If the test statistic exceeds this value, like ours which is 2.98, it leads to rejecting the null hypothesis.

null hypothesis

The null hypothesis, symbolized as \(H_0\), is a statement suggesting no effect or no difference. It's the hypothesis that the experiment seeks to contradict.
In this exercise, \(H_0 : \mu_d \leq 0\) assumes that attending the seminar did not increase the study hours.
Key points about the null hypothesis:

• It's often a statement of "no effect" or "no change."
• Serves as a baseline for testing your research hypothesis.
• Must be testable.

The goal of hypothesis testing is to determine whether the observed data provides enough evidence to reject \(H_0\) in favor of an alternative hypothesis.

alternative hypothesis

The alternative hypothesis, \(H_a\), presents a statement you aim to prove with the data. It often suggests a new effect or a difference.
Here, \(H_a : \mu_d > 0\) claims that the seminar increased study hours. This is the hypothesis we're testing against the null.
Think of \(H_a\) as:

• The hypothesis you're interested in proving.
• Supports the research question or claim.
• Indicates a potential effect or relationship.

When the test statistic crosses the critical value threshold, we have sufficient evidence to reject the null in favor of the alternative hypothesis.
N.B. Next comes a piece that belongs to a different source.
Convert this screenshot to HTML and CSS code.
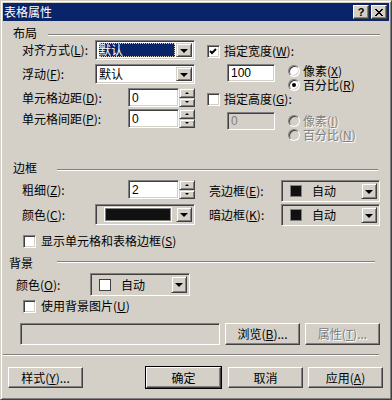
FILE: index.html
```html
<!DOCTYPE html>
<html>
<head>
    <title>表格属性</title>
    <link rel="stylesheet" href="styles.css">
</head>
<body>
    <div class="window">
        <div class="titlebar">
            <span class="title">表格属性</span>
            <div class="caption">
                <span class="cap-btn help">?</span>
                <span class="cap-btn">
                    <svg width="8" height="7" viewBox="0 0 8 7"><path d="M0 0L7 7M1 0L8 7M7 0L0 7M8 0L1 7" stroke="#000" stroke-width="1"/></svg>
                </span>
            </div>
        </div>

        <!-- 布局 -->
        <div class="group-head head-layout"><span class="head-text">布局</span><div class="line"></div></div>
        <div class="group-body">
            <div class="col-left">
                <div class="row row-select">
                    <label class="lbl lbl-short">对齐方式(<u>L</u>):</label>
                    <div class="combo combo-std">
                        <div class="combo-field"><span class="selected">默认</span></div>
                        <span class="drop"><i class="arrow"></i></span>
                    </div>
                </div>
                <div class="row row-select mt4">
                    <label class="lbl lbl-short">浮动(<u>F</u>):</label>
                    <div class="combo combo-std">
                        <div class="combo-field"><span class="value">默认</span></div>
                        <span class="drop"><i class="arrow"></i></span>
                    </div>
                </div>
                <div class="row row-spin mt4">
                    <label class="lbl lbl-long">单元格边距(<u>D</u>):</label>
                    <div class="field spin-field">0</div>
                    <div class="spin"><span class="spin-btn"><i class="arrow-up"></i></span><span class="spin-btn"><i class="arrow-small"></i></span></div>
                </div>
                <div class="row row-spin mt2">
                    <label class="lbl lbl-long">单元格间距(<u>P</u>):</label>
                    <div class="field spin-field">0</div>
                    <div class="spin"><span class="spin-btn"><i class="arrow-up"></i></span><span class="spin-btn"><i class="arrow-small"></i></span></div>
                </div>
            </div>
            <div class="col-right">
                <div class="row check-row check-first">
                    <span class="check"><svg width="9" height="9" viewBox="0 0 9 9"><path d="M1 4L3 6L7 2" fill="none" stroke="#000" stroke-width="2"/></svg></span>
                    <span>指定宽度(<u>W</u>):</span>
                </div>
                <div class="size-row">
                    <div class="field size-field">100</div>
                    <div class="radios">
                        <div class="radio-line"><span class="radio"></span>像素(<u>X</u>)</div>
                        <div class="radio-line"><span class="radio on"></span>百分比(<u>R</u>)</div>
                    </div>
                </div>
                <div class="row check-row">
                    <span class="check"></span>
                    <span>指定高度(<u>G</u>):</span>
                </div>
                <div class="size-row size-row-off">
                    <div class="field size-field disabled">0</div>
                    <div class="radios">
                        <div class="radio-line off"><span class="radio"></span>像素(<u>I</u>)</div>
                        <div class="radio-line off"><span class="radio"></span>百分比(<u>N</u>)</div>
                    </div>
                </div>
            </div>
        </div>

        <!-- 边框 -->
        <div class="group-head head-border"><span class="head-text">边框</span><div class="line"></div></div>
        <div class="group-body">
            <div class="col-left">
                <div class="row row-spin mt5">
                    <label class="lbl lbl-long">粗细(<u>Z</u>):</label>
                    <div class="field spin-field">2</div>
                    <div class="spin"><span class="spin-btn"><i class="arrow-up"></i></span><span class="spin-btn"><i class="arrow-small"></i></span></div>
                </div>
                <div class="row row-color mt5">
                    <label class="lbl lbl-short">颜色(<u>C</u>):</label>
                    <div class="combo combo-color">
                        <div class="combo-field"><span class="color-bar"></span></div>
                        <span class="drop"><i class="arrow"></i></span>
                    </div>
                </div>
            </div>
            <div class="col-right col-right-border">
                <div class="row row-pick mt5">
                    <label class="lbl lbl-pick">亮边框(<u>E</u>):</label>
                    <div class="combo combo-pick">
                        <div class="combo-field"><span class="swatch"></span><span>自动</span></div>
                        <span class="drop"><i class="arrow"></i></span>
                    </div>
                </div>
                <div class="row row-pick mt2">
                    <label class="lbl lbl-pick">暗边框(<u>K</u>):</label>
                    <div class="combo combo-pick">
                        <div class="combo-field"><span class="swatch"></span><span>自动</span></div>
                        <span class="drop"><i class="arrow"></i></span>
                    </div>
                </div>
            </div>
        </div>
        <div class="row check-row check-show">
            <span class="check"></span>
            <span>显示单元格和表格边框(<u>S</u>)</span>
        </div>

        <!-- 背景 -->
        <div class="group-head head-bg"><span class="head-text">背景</span><div class="line"></div></div>
        <div class="row row-bgcolor">
            <label class="lbl lbl-bg">颜色(<u>O</u>):</label>
            <div class="combo combo-pick combo-bg">
                <div class="combo-field"><span class="swatch swatch-white"></span><span>自动</span></div>
                <span class="drop"><i class="arrow"></i></span>
            </div>
        </div>
        <div class="row check-row check-image">
            <span class="check"></span>
            <span>使用背景图片(<u>U</u>)</span>
        </div>
        <div class="row file-row">
            <div class="field file-field disabled"></div>
            <button class="btn">浏览(<u>B</u>)...</button>
            <button class="btn btn-off">属性(<u>T</u>)...</button>
        </div>

        <div class="separator"></div>
        <div class="row footer">
            <button class="btn">样式(<u>Y</u>)...</button>
            <button class="btn btn-default">确定</button>
            <button class="btn btn-cancel">取消</button>
            <button class="btn btn-apply">应用(<u>A</u>)</button>
        </div>
    </div>
</body>
</html>
```

FILE: styles.css
```css
body { margin: 0; font: 12px/14px "Noto Sans CJK SC", sans-serif; color: #000; }
u { text-decoration: underline; text-underline-offset: 1px; }

.window { width: 392px; height: 400px; box-sizing: border-box; background: #d4d0c8; padding: 2px; border: 1px solid; border-color: #d4d0c8 #404040 #404040 #d4d0c8; box-shadow: inset 1px 1px #fff, inset -1px -1px #808080; }

.titlebar { height: 18px; background: #0a246a; color: #fff; display: flex; align-items: center; justify-content: space-between; padding: 0 2px 0 1px; }
.title { font-size: 12px; }
.caption { display: flex; gap: 2px; }
.cap-btn { width: 16px; height: 14px; box-sizing: border-box; background: #d4d0c8; display: flex; align-items: center; justify-content: center; color: #000; border: 1px solid; border-color: #fff #404040 #404040 #fff; box-shadow: inset -1px -1px #808080; }
.cap-btn.help { font: bold 11px/12px "Liberation Sans", sans-serif; }

/* group headings */
.group-head { display: flex; align-items: flex-start; height: 14px; }
.group-head .line { flex: 1; border-top: 1px solid #808080; border-bottom: 1px solid #fff; }
.head-layout { margin-top: 5px; padding-left: 10px; }
.head-layout .head-text { width: 35px; }
.head-layout .line { margin: 8px 9px 0 0; }
.head-border { margin-top: 19px; padding-left: 10px; }
.head-border .head-text { width: 44px; }
.head-border .line { margin: 8px 11px 0 0; }
.head-bg { margin-top: 8px; padding-left: 6px; }
.head-bg .head-text { width: 48px; }
.head-bg .line { margin: 5px 14px 0 0; }

.group-body { display: flex; padding-left: 19px; align-items: flex-start; }
.col-left { width: 173px; display: flex; flex-direction: column; }
.col-right { margin-left: 12px; display: flex; flex-direction: column; }
.col-right-border { margin-left: 14px; }

.row { display: flex; align-items: center; }
.mt2 { margin-top: 2px; }
.mt4 { margin-top: 4px; }
.mt5 { margin-top: 5px; }
.lbl { flex: none; white-space: nowrap; }
.lbl-short { width: 73px; }
.lbl-long { width: 106px; }
.lbl-pick { width: 72px; }
.lbl-bg { width: 74px; }

/* sunken fields */
.field, .combo, .check, .radio { box-sizing: border-box; border: 1px solid; border-color: #808080 #fff #fff #808080; box-shadow: inset 1px 1px #404040, inset -1px -1px #d4d0c8; background: #fff; }
.field { font: 12px/14px "Liberation Sans", sans-serif; padding: 2px 3px; display: flex; align-items: center; }
.field.disabled { background: #d4d0c8; color: #808080; }

.combo { display: flex; padding: 2px; }
.combo-field { flex: 1; display: flex; align-items: center; padding-left: 1px; }
.combo-std { width: 100px; height: 20px; }
.row-select { height: 20px; }
.selected { flex: 1; align-self: stretch; margin-right: 1px; background: #0a246a; color: #fff; display: flex; align-items: center; outline: 1px dotted #d4d0c8; outline-offset: -1px; }
.drop { width: 16px; flex: none; box-sizing: border-box; background: #d4d0c8; display: flex; align-items: center; justify-content: center; border: 1px solid; border-color: #d4d0c8 #404040 #404040 #d4d0c8; box-shadow: inset 1px 1px #fff, inset -1px -1px #808080; }
.arrow { width: 0; height: 0; border-left: 4px solid transparent; border-right: 4px solid transparent; border-top: 4px solid #000; margin-top: 1px; }

.row-spin { height: 19px; }
.spin-field { width: 51px; height: 19px; }
.spin { width: 16px; height: 19px; display: flex; flex-direction: column; }
.spin-btn { flex: 1; box-sizing: border-box; display: flex; align-items: center; justify-content: center; border: 1px solid; border-color: #d4d0c8 #404040 #404040 #d4d0c8; box-shadow: inset 1px 1px #fff, inset -1px -1px #808080; }
.arrow-up { width: 0; height: 0; border-left: 2px solid transparent; border-right: 2px solid transparent; border-bottom: 2px solid #000; }
.arrow-small { width: 0; height: 0; border-left: 2px solid transparent; border-right: 2px solid transparent; border-top: 2px solid #000; }

/* checkboxes and radios */
.check { width: 13px; height: 13px; flex: none; margin-right: 4px; display: flex; align-items: center; justify-content: center; }
.check svg { display: block; }
.check-row { height: 14px; }
.check-first { height: 22px; }
.check-show { margin-top: 8px; padding-left: 20px; }
.check-show .check, .check-image .check { margin-right: 5px; }
.check-image { margin-top: 3px; padding-left: 20px; }

.size-row { display: flex; align-items: flex-start; height: 30px; }
.size-field { width: 48px; height: 18px; margin: 2px 0 0 20px; }
.radios { margin: 2px 0 0 13px; display: flex; flex-direction: column; }
.radio-line { height: 14px; display: flex; align-items: center; }
.radio { width: 12px; height: 12px; border-radius: 50%; margin-right: 3px; position: relative; }
.radio.on::after { content: ""; position: absolute; left: 3px; top: 3px; width: 4px; height: 4px; border-radius: 50%; background: #000; }
.size-row-off { height: 36px; }
.size-row-off .size-field { margin-top: 6px; }
.size-row-off .radios { margin-top: 8px; }
.radio-line.off { color: #808080; text-shadow: 1px 1px #fff; }
.radio-line.off .radio { background: #d4d0c8; }

/* color pickers */
.row-color { height: 21px; }
.combo-color { width: 100px; height: 21px; background: #d4d0c8; }
.color-bar { flex: 1; height: 11px; margin: 0 5px 0 6px; background: #111; border: 1px solid #808080; box-shadow: 0 0 0 1px #fff; }
.row-pick { height: 22px; }
.combo-pick { width: 99px; height: 22px; background: #d4d0c8; }
.combo-pick .combo-field { padding-left: 6px; }
.swatch { width: 12px; height: 12px; box-sizing: border-box; background: #111; border: 1px solid #808080; margin-right: 10px; }
.swatch-white { background: #fff; border-color: #404040; }
.row-bgcolor { margin-top: 3px; height: 23px; padding-left: 13px; }
.combo-bg { width: 100px; height: 23px; }

/* buttons */
.btn { font: inherit; color: #000; height: 22px; width: 75px; padding: 0; box-sizing: border-box; background: #d4d0c8; border: 1px solid; border-color: #fff #404040 #404040 #fff; box-shadow: inset -1px -1px #808080, inset 1px 1px #d4d0c8; }
.btn-off { color: #808080; text-shadow: 1px 1px #fff; }
.file-row { margin-top: 10px; height: 22px; padding-left: 17px; }
.file-field { width: 200px; height: 22px; }
.file-row .btn { margin-left: 5px; }

.separator { margin: 9px 10px 0 0; border-top: 1px solid #808080; border-bottom: 1px solid #fff; }
.footer { margin-top: 11px; padding: 0 6px 0 5px; }
.footer .btn { height: 21px; }
.btn-default { margin-left: auto; outline: 1px solid #000; outline-offset: 0; }
.btn-cancel { margin-left: 7px; }
.btn-apply { margin-left: 5px; }
```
This implies the data supports \(H_a\).

test statistic

The test statistic is a value calculated from the sample data that you compare against your critical value. It's a key component of the hypothesis testing process.
In this exercise, the test statistic \(t = 2.98\) was computed using the sample mean difference \(\overline{d}\), the standard deviation \(s_d\), and the sample size \(n\).

• Acts as a bridge between observed data and probability distributions.
• Helps quantify how far the observed data is from the null hypothesis.
• Is specific to the type of test you're performing (e.g., t-test in this case).

The goal is to see if this value lies within the critical region. If it does, like in our case, we conclude that the evidence is strong enough to reject the null hypothesis.